Now that‘s what I call a proper timeskip.
No question this was a milestone episode of Concrete Revolutio (as will next week’s in the eyes of many, as it heralds Urobuchi Gen’s episode). This week marked both the earliest and the latest (bar Jaguar-san’s jump back from his original time) that the narrative has strayed in the timeline. The opening part of the episode was interesting, but it was the third act that may prove the most crucial, as it took us further in the “main” timeline (September, 48th of Shinka Era – so 1973) we’ve ever ventured. It certainly seems possible that this could mark the point from which the rest of the story progresses – we’ll see.
As always, there’s a flood of new information for the viewer to take in and try to process, and a uniquely shaded focus on notions like justice and freedom. The vehicle to kick that off this week is the Iron Mask Swordsman Koma (Oozora Naomi) – a cat-girl joining the party? She looks vaguely canine to me – a furry, anyway. We meet her sailing the far southern seas in the 1600’s, where she leaps from the bow of a sailing ship and disappears into the blizzard. She turns up frozen in the Antarctic ice in March of Year 48, and is shipped back to the Superhuman Bureau (which seems to have a new member) in Tokyo. But Teito and his underlings whisk her away to the Prime Minister’s residence, where they fire up the microwave (auto-defrost – I’d say 105 pounds) and proceed to indoctrinate her into modern life as they choose to define it.

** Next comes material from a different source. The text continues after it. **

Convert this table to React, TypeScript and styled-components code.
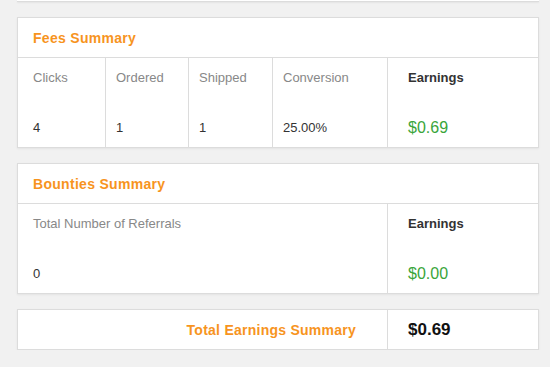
import styled, { createGlobalStyle } from "styled-components"

const Global = createGlobalStyle`
    body {
        margin: 0;
        background: #f1f1f1;
        font-family: "Liberation Sans", Arial, sans-serif;
    }
`

const App = () => {
    return (
        <Page>
            <Global />
            <TopStub />

            <Card>
                <Header>
                    <Title>Fees Summary</Title>
                </Header>
                <Row cols="87px 83px 84px 115px 1fr">
                    {fees.map((item, i) => (
                        <Cell key={item.label} pad={i === 0 ? 15 : 10}>
                            <Label>{item.label}</Label>
                            <Value>{item.value}</Value>
                        </Cell>
                    ))}
                    <Cell pad={20}>
                        <Label strong>Earnings</Label>
                        <Money>$0.69</Money>
                    </Cell>
                </Row>
            </Card>

            <Card>
                <Header>
                    <Title>Bounties Summary</Title>
                </Header>
                <Row cols="369px 1fr">
                    <Cell pad={15}>
                        <Label>Total Number of Referrals</Label>
                        <Value>0</Value>
                    </Cell>
                    <Cell pad={20}>
                        <Label strong>Earnings</Label>
                        <Money>$0.00</Money>
                    </Cell>
                </Row>
            </Card>

            <Card>
                <TotalRow>
                    <TotalLabel>Total Earnings Summary</TotalLabel>
                    <TotalValue>$0.69</TotalValue>
                </TotalRow>
            </Card>
        </Page>
    )
}

export default App


const fees = [
    { label: "Clicks", value: "4" },
    { label: "Ordered", value: "1" },
    { label: "Shipped", value: "1" },
    { label: "Conversion", value: "25.00%" },
]


const Page = styled.div`
    width: 522px;
    padding: 0 11px 0 17px;
    display: flex;
    flex-direction: column;
    gap: 15px;
`

const TopStub = styled.div`
    height: 1px;
    background: #fff;
    border-bottom: 1px solid #dcdcdc;
    box-shadow: 0 1px 2px rgba(0, 0, 0, 0.06);
`

const Card = styled.div`
    background: #fff;
    border: 1px solid #dcdcdc;
    box-shadow: 0 1px 2px rgba(0, 0, 0, 0.06);
`

const Header = styled.div`
    height: 39px;
    display: flex;
    align-items: center;
    padding: 0 15px;
    border-bottom: 1px solid #dcdcdc;
`

const Title = styled.h3`
    margin: 0;
    font-size: 14px;
    font-weight: bold;
    letter-spacing: 0.3px;
    color: #f7941e;
`

const Row = styled.div<{ cols: string }>`
    display: grid;
    grid-template-columns: ${(p) => p.cols};
    height: 89px;
`

const Cell = styled.div<{ pad: number }>`
    display: flex;
    flex-direction: column;
    justify-content: space-between;
    padding: 12px 8px 11px ${(p) => p.pad}px;
    border-left: 1px solid #dcdcdc;

    &:first-child {
        border-left: none;
    }
`

const Label = styled.div<{ strong?: boolean }>`
    font-size: 13px;
    line-height: 16px;
    color: ${(p) => (p.strong ? "#333" : "#888")};
    font-weight: ${(p) => (p.strong ? "bold" : "normal")};
`

const Value = styled.div`
    font-size: 13px;
    line-height: 16px;
    color: #333;
`

const Money = styled.div`
    font-size: 16px;
    line-height: 18px;
    margin-bottom: -1px;
    color: #3aa53a;
`

const TotalRow = styled.div`
    display: grid;
    grid-template-columns: 370px 1fr;
    height: 39px;
`

const TotalLabel = styled.div`
    display: flex;
    align-items: center;
    justify-content: flex-end;
    padding-right: 31px;
    font-size: 14px;
    font-weight: bold;
    letter-spacing: 0.25px;
    color: #f7941e;
    border-right: 1px solid #dcdcdc;
`

const TotalValue = styled.div`
    display: flex;
    align-items: center;
    padding-left: 20px;
    font-size: 17px;
    font-weight: bold;
    color: #111;
`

There’s a whole lot of interesting stuff going on here, but then there’s more interesting stuff going on in every episode of ConRevo than in most entire series. It’s notable that when we skip ahead to September Fuurota has gone missing – this is only a few weeks after the Tartaros Bugmen encounter in Episode 2, and it was clear then that Fuurouta was feeling intense guilt over unwittingly causing a genocide. Ultimately that moment, may, more than any, crystallize the notion that good and evil are subjective concepts better than any other in the series, and I think it’s going to be important to the denouement. Fuurouta has been a somewhat neglected character after those events – perhaps that’s about to change.
Just as with every other superhuman in Concrete Revolutio, Koma must deal with the reality of being seen as a weapon by those in power. P.M. Tachibana has a plan – brainwash her into believing all superhumans and evil, and that Jirou is their leader. He intends to enlist Koma in controlling them and then reveal that he’s a descendant of the Iron Mask Swordsman, who’s obviously a major folk hero in the Japan of this mythology. But the Prime Minister (due to his lineage, in fact) is indeed a superhuman himself – one with a weak mind control power which he’s used to manipulate his way to extended time in power. While Koma is initially fooled, her encounter with Jirou and the Superhuman Bureau (who seem to be on better terms than we’ve seen in quite some time) opens her eyes to the truth (or at least, that the version of it she’s been fed is a lie).
Koma is an interesting character, because she hails from a time where good and evil were, theoretically, clear-cut. But they weren’t at all – she ended up having to seal (at the Takamatsuzaka Tomb in Asuka, where I’ve visited) the Dragon God Asahi (who she loved) effectively for P.R. reasons during the war with the “Zess-Satan Gang” who were causing unrest in Japan. When Jaguar-san offers her the chance to go back to her own time (thanks to Earth-chan returning the watch she stole from him in Episode 8) she declines, realizing that the notion that things were any clearer back then is a mirage. Clearly there’s another war coming, and it seems very likely that the Iron Mask Swordsman is destined to be a part of it.
Teito uses the recording he makes of Tachibana revealing his true lineage (to save his skin from Koma) to discredit him publicly, which implies that we’re about to see a change in power at the top of the establishment. But as Jirou says, even if Tachibana is evil killing him won’t really change anything – and with Imperial Ads pulling the strings, it’s not as if things are going to get any better. We seem to be creeping closer and closer to a point of no return, where the interests of the many groups jockeying for power in ConRevo’s Japan can no longer be reconciled and the path to war is paved in stone. At that point everyone will have to choose a side, and if we’ve learned anything in 19 episodes of Concrete Revolutio, it’s that figuring out the right side to be on is never as easy as it looks.